SHORT PROBLEM:
Transcribe all of the material exactly, except for its pictures.

STORED DATA:
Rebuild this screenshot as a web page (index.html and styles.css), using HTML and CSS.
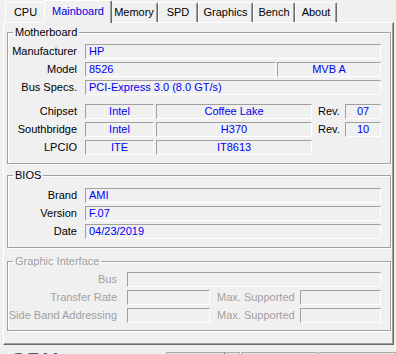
FILE: index.html
```html
<!DOCTYPE html>
<html lang="en">
<head>
    <meta charset="UTF-8">
    <meta name="viewport" content="width=device-width, initial-scale=1.0">
    <title>CPU-Z</title>
    <link rel="stylesheet" href="styles.css">
</head>
<body>
    <div class="tabs">
        <div class="tab tab-cpu">CPU</div>
        <div class="tab tab-active tab-mainboard">Mainboard</div>
        <div class="tab tab-memory">Memory</div>
        <div class="tab tab-spd">SPD</div>
        <div class="tab tab-graphics">Graphics</div>
        <div class="tab tab-bench">Bench</div>
        <div class="tab tab-about">About</div>
    </div>

    <div class="panel">
        <!-- Motherboard -->
        <fieldset class="group group-mb">
            <legend>Motherboard</legend>
            <div class="row">
                <span class="label">Manufacturer</span>
                <span class="field w-full">HP</span>
            </div>
            <div class="row">
                <span class="label">Model</span>
                <span class="field w-model">8526</span>
                <span class="field w-rev-model center">MVB A</span>
            </div>
            <div class="row">
                <span class="label">Bus Specs.</span>
                <span class="field w-full">PCI-Express 3.0 (8.0 GT/s)</span>
            </div>
            <div class="row row-chip">
                <span class="label">Chipset</span>
                <span class="field w-vendor center">Intel</span>
                <span class="field w-chip center">Coffee Lake</span>
                <span class="rev">Rev.</span>
                <span class="field w-revnum center">07</span>
            </div>
            <div class="row">
                <span class="label">Southbridge</span>
                <span class="field w-vendor center">Intel</span>
                <span class="field w-chip center">H370</span>
                <span class="rev">Rev.</span>
                <span class="field w-revnum center">10</span>
            </div>
            <div class="row">
                <span class="label">LPCIO</span>
                <span class="field w-vendor center">ITE</span>
                <span class="field w-chip center">IT8613</span>
            </div>
        </fieldset>

        <!-- BIOS -->
        <fieldset class="group group-bios">
            <legend>BIOS</legend>
            <div class="row">
                <span class="label">Brand</span>
                <span class="field w-full">AMI</span>
            </div>
            <div class="row">
                <span class="label">Version</span>
                <span class="field w-full">F.07</span>
            </div>
            <div class="row">
                <span class="label">Date</span>
                <span class="field w-full">04/23/2019</span>
            </div>
        </fieldset>

        <!-- Graphic Interface (disabled) -->
        <fieldset class="group group-gi disabled">
            <legend>Graphic Interface</legend>
            <div class="row">
                <span class="label label-wide">Bus</span>
                <span class="field w-bus"></span>
            </div>
            <div class="row">
                <span class="label label-wide">Transfer Rate</span>
                <span class="field w-rate"></span>
                <span class="max">Max. Supported</span>
                <span class="field w-max"></span>
            </div>
            <div class="row">
                <span class="label label-wide">Side Band Addressing</span>
                <span class="field w-rate"></span>
                <span class="max">Max. Supported</span>
                <span class="field w-max"></span>
            </div>
        </fieldset>
    </div>

    <div class="bottom">
        <span class="logo">CPU-Z</span>
        <div class="buttons">
            <span class="btn btn-tools">Tools<span class="drop"></span></span>
            <span class="btn btn-validate">Validate</span>
            <span class="btn btn-close">Close</span>
        </div>
    </div>
</body>
</html>
```

FILE: styles.css
```css
* {
    box-sizing: border-box;
}
body {
    margin: 0;
    width: 396px;
    height: 354px;
    overflow: hidden;
    background-color: #f0f0f0;
    font-family: "Liberation Sans", Arial, sans-serif;
    font-size: 11px;
    color: #000000;
}

/* tab strip */
.tabs {
    display: flex;
    align-items: flex-end;
    height: 22px;
    padding-left: 5px;
    position: relative;
    z-index: 2;
}
.tab {
    height: 20px;
    line-height: 18px;
    text-align: center;
    background-color: #f0f0f0;
    border-top: 1px solid #ffffff;
    border-left: 1px solid #ffffff;
    border-right: 1px solid #696969;
    box-shadow: inset -1px 0 0 #a0a0a0;
    border-radius: 2px 2px 0 0;
}
.tab-active {
    height: 23px;
    line-height: 20px;
    margin: 0 -2px -1px;
    color: #0000e0;
    position: relative;
    z-index: 3;
}
.tab-cpu { width: 41px; }
.tab-mainboard { width: 68px; }
.tab-memory { width: 48px; }
.tab-spd { width: 40px; }
.tab-graphics { width: 55px; }
.tab-bench { width: 42px; }
.tab-about { width: 42px; }

/* page */
.panel {
    margin-left: 3px;
    width: 391px;
    height: 323px;
    padding-top: 3px;
    border-top: 1px solid #ffffff;
    border-left: 1px solid #ffffff;
    border-right: 1px solid #696969;
    border-bottom: 1px solid #696969;
    box-shadow: inset -1px -1px 0 #a0a0a0;
    position: relative;
    z-index: 1;
}

/* group boxes */
.group {
    margin: 0 0 0 3px;
    width: 384px;
    padding: 5px 9px 8px 0;
    border: 1px solid #a0a0a0;
    box-shadow: 1px 1px 0 #ffffff, inset 1px 1px 0 #ffffff;
    min-width: 0;
}
.group legend {
    margin-left: 5px;
    padding: 0 2px;
    line-height: 13px;
}
.group-bios {
    margin-top: 5px;
    padding-top: 6px;
    padding-bottom: 8px;
}
.group-gi {
    margin-top: 7px;
    padding-top: 4px;
    padding-bottom: 7px;
}

.row {
    display: flex;
    height: 15px;
    margin-top: 3px;
    line-height: 15px;
    white-space: nowrap;
}
.row:first-of-type {
    margin-top: 0;
}
.row-chip {
    margin-top: 9px;
}
.label {
    width: 70px;
    padding-right: 1px;
    margin-right: 7px;
    text-align: right;
}
.label-wide {
    width: 110px;
    margin-right: 9px;
}

/* sunken value boxes */
.field {
    height: 15px;
    line-height: 13px;
    padding-left: 3px;
    border-top: 1px solid #a0a0a0;
    border-left: 1px solid #a0a0a0;
    border-bottom: 1px solid #ffffff;
    border-right: 1px solid #ffffff;
    color: #0000f0;
    overflow: hidden;
}
.center {
    text-align: center;
    padding-left: 0;
}
.w-full { width: 296px; }
.w-model { width: 191px; margin-right: 1px; }
.w-rev-model { width: 104px; }
.w-vendor { width: 69px; margin-right: 2px; }
.w-chip { width: 156px; }
.w-revnum { width: 36px; }
.rev {
    width: 27px;
    margin-left: 6px;
}
.w-bus { width: 254px; }
.w-rate { width: 83px; }
.w-max { width: 81px; }
.max {
    width: 76px;
    margin-left: 7px;
    margin-right: 7px;
}
.disabled,
.disabled legend {
    color: #a0a0a0;
}

/* bottom bar, cut off by the window */
.bottom {
    display: flex;
    align-items: flex-start;
    height: 40px;
    padding-top: 3px;
}
.logo {
    margin-left: 10px;
    font-size: 22px;
    font-weight: bold;
    line-height: 26px;
    color: #5a5a5a;
    letter-spacing: 1px;
}
.buttons {
    display: flex;
    margin-left: 88px;
    padding-top: 4px;
}
.btn {
    height: 23px;
    line-height: 30px;
    border: 1px solid #acacac;
    background-color: #e5e5e5;
    text-align: center;
}
.btn-tools {
    width: 74px;
    position: relative;
}
.drop {
    position: absolute;
    top: 0;
    right: 14px;
    height: 6px;
    border-left: 1px solid #707070;
}
.btn-validate {
    width: 77px;
    margin-left: 1px;
}
.btn-close {
    width: 77px;
    margin-left: 1px;
}
```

FULL ANSWER:
Rebuild this screenshot as a web page (index.html and styles.css), using HTML and CSS.
FILE: index.html
```html
<!DOCTYPE html>
<html lang="en">
<head>
    <meta charset="UTF-8">
    <meta name="viewport" content="width=device-width, initial-scale=1.0">
    <title>CPU-Z</title>
    <link rel="stylesheet" href="styles.css">
</head>
<body>
    <div class="tabs">
        <div class="tab tab-cpu">CPU</div>
        <div class="tab tab-active tab-mainboard">Mainboard</div>
        <div class="tab tab-memory">Memory</div>
        <div class="tab tab-spd">SPD</div>
        <div class="tab tab-graphics">Graphics</div>
        <div class="tab tab-bench">Bench</div>
        <div class="tab tab-about">About</div>
    </div>

    <div class="panel">
        <!-- Motherboard -->
        <fieldset class="group group-mb">
            <legend>Motherboard</legend>
            <div class="row">
                <span class="label">Manufacturer</span>
                <span class="field w-full">HP</span>
            </div>
            <div class="row">
                <span class="label">Model</span>
                <span class="field w-model">8526</span>
                <span class="field w-rev-model center">MVB A</span>
            </div>
            <div class="row">
                <span class="label">Bus Specs.</span>
                <span class="field w-full">PCI-Express 3.0 (8.0 GT/s)</span>
            </div>
            <div class="row row-chip">
                <span class="label">Chipset</span>
                <span class="field w-vendor center">Intel</span>
                <span class="field w-chip center">Coffee Lake</span>
                <span class="rev">Rev.</span>
                <span class="field w-revnum center">07</span>
            </div>
            <div class="row">
                <span class="label">Southbridge</span>
                <span class="field w-vendor center">Intel</span>
                <span class="field w-chip center">H370</span>
                <span class="rev">Rev.</span>
                <span class="field w-revnum center">10</span>
            </div>
            <div class="row">
                <span class="label">LPCIO</span>
                <span class="field w-vendor center">ITE</span>
                <span class="field w-chip center">IT8613</span>
            </div>
        </fieldset>

        <!-- BIOS -->
        <fieldset class="group group-bios">
            <legend>BIOS</legend>
            <div class="row">
                <span class="label">Brand</span>
                <span class="field w-full">AMI</span>
            </div>
            <div class="row">
                <span class="label">Version</span>
                <span class="field w-full">F.07</span>
            </div>
            <div class="row">
                <span class="label">Date</span>
                <span class="field w-full">04/23/2019</span>
            </div>
        </fieldset>

        <!-- Graphic Interface (disabled) -->
        <fieldset class="group group-gi disabled">
            <legend>Graphic Interface</legend>
            <div class="row">
                <span class="label label-wide">Bus</span>
                <span class="field w-bus"></span>
            </div>
            <div class="row">
                <span class="label label-wide">Transfer Rate</span>
                <span class="field w-rate"></span>
                <span class="max">Max. Supported</span>
                <span class="field w-max"></span>
            </div>
            <div class="row">
                <span class="label label-wide">Side Band Addressing</span>
                <span class="field w-rate"></span>
                <span class="max">Max. Supported</span>
                <span class="field w-max"></span>
            </div>
        </fieldset>
    </div>

    <div class="bottom">
        <span class="logo">CPU-Z</span>
        <div class="buttons">
            <span class="btn btn-tools">Tools<span class="drop"></span></span>
            <span class="btn btn-validate">Validate</span>
            <span class="btn btn-close">Close</span>
        </div>
    </div>
</body>
</html>
```

FILE: styles.css
```css
* {
    box-sizing: border-box;
}
body {
    margin: 0;
    width: 396px;
    height: 354px;
    overflow: hidden;
    background-color: #f0f0f0;
    font-family: "Liberation Sans", Arial, sans-serif;
    font-size: 11px;
    color: #000000;
}

/* tab strip */
.tabs {
    display: flex;
    align-items: flex-end;
    height: 22px;
    padding-left: 5px;
    position: relative;
    z-index: 2;
}
.tab {
    height: 20px;
    line-height: 18px;
    text-align: center;
    background-color: #f0f0f0;
    border-top: 1px solid #ffffff;
    border-left: 1px solid #ffffff;
    border-right: 1px solid #696969;
    box-shadow: inset -1px 0 0 #a0a0a0;
    border-radius: 2px 2px 0 0;
}
.tab-active {
    height: 23px;
    line-height: 20px;
    margin: 0 -2px -1px;
    color: #0000e0;
    position: relative;
    z-index: 3;
}
.tab-cpu { width: 41px; }
.tab-mainboard { width: 68px; }
.tab-memory { width: 48px; }
.tab-spd { width: 40px; }
.tab-graphics { width: 55px; }
.tab-bench { width: 42px; }
.tab-about { width: 42px; }

/* page */
.panel {
    margin-left: 3px;
    width: 391px;
    height: 323px;
    padding-top: 3px;
    border-top: 1px solid #ffffff;
    border-left: 1px solid #ffffff;
    border-right: 1px solid #696969;
    border-bottom: 1px solid #696969;
    box-shadow: inset -1px -1px 0 #a0a0a0;
    position: relative;
    z-index: 1;
}

/* group boxes */
.group {
    margin: 0 0 0 3px;
    width: 384px;
    padding: 5px 9px 8px 0;
    border: 1px solid #a0a0a0;
    box-shadow: 1px 1px 0 #ffffff, inset 1px 1px 0 #ffffff;
    min-width: 0;
}
.group legend {
    margin-left: 5px;
    padding: 0 2px;
    line-height: 13px;
}
.group-bios {
    margin-top: 5px;
    padding-top: 6px;
    padding-bottom: 8px;
}
.group-gi {
    margin-top: 7px;
    padding-top: 4px;
    padding-bottom: 7px;
}

.row {
    display: flex;
    height: 15px;
    margin-top: 3px;
    line-height: 15px;
    white-space: nowrap;
}
.row:first-of-type {
    margin-top: 0;
}
.row-chip {
    margin-top: 9px;
}
.label {
    width: 70px;
    padding-right: 1px;
    margin-right: 7px;
    text-align: right;
}
.label-wide {
    width: 110px;
    margin-right: 9px;
}

/* sunken value boxes */
.field {
    height: 15px;
    line-height: 13px;
    padding-left: 3px;
    border-top: 1px solid #a0a0a0;
    border-left: 1px solid #a0a0a0;
    border-bottom: 1px solid #ffffff;
    border-right: 1px solid #ffffff;
    color: #0000f0;
    overflow: hidden;
}
.center {
    text-align: center;
    padding-left: 0;
}
.w-full { width: 296px; }
.w-model { width: 191px; margin-right: 1px; }
.w-rev-model { width: 104px; }
.w-vendor { width: 69px; margin-right: 2px; }
.w-chip { width: 156px; }
.w-revnum { width: 36px; }
.rev {
    width: 27px;
    margin-left: 6px;
}
.w-bus { width: 254px; }
.w-rate { width: 83px; }
.w-max { width: 81px; }
.max {
    width: 76px;
    margin-left: 7px;
    margin-right: 7px;
}
.disabled,
.disabled legend {
    color: #a0a0a0;
}

/* bottom bar, cut off by the window */
.bottom {
    display: flex;
    align-items: flex-start;
    height: 40px;
    padding-top: 3px;
}
.logo {
    margin-left: 10px;
    font-size: 22px;
    font-weight: bold;
    line-height: 26px;
    color: #5a5a5a;
    letter-spacing: 1px;
}
.buttons {
    display: flex;
    margin-left: 88px;
    padding-top: 4px;
}
.btn {
    height: 23px;
    line-height: 30px;
    border: 1px solid #acacac;
    background-color: #e5e5e5;
    text-align: center;
}
.btn-tools {
    width: 74px;
    position: relative;
}
.drop {
    position: absolute;
    top: 0;
    right: 14px;
    height: 6px;
    border-left: 1px solid #707070;
}
.btn-validate {
    width: 77px;
    margin-left: 1px;
}
.btn-close {
    width: 77px;
    margin-left: 1px;
}
```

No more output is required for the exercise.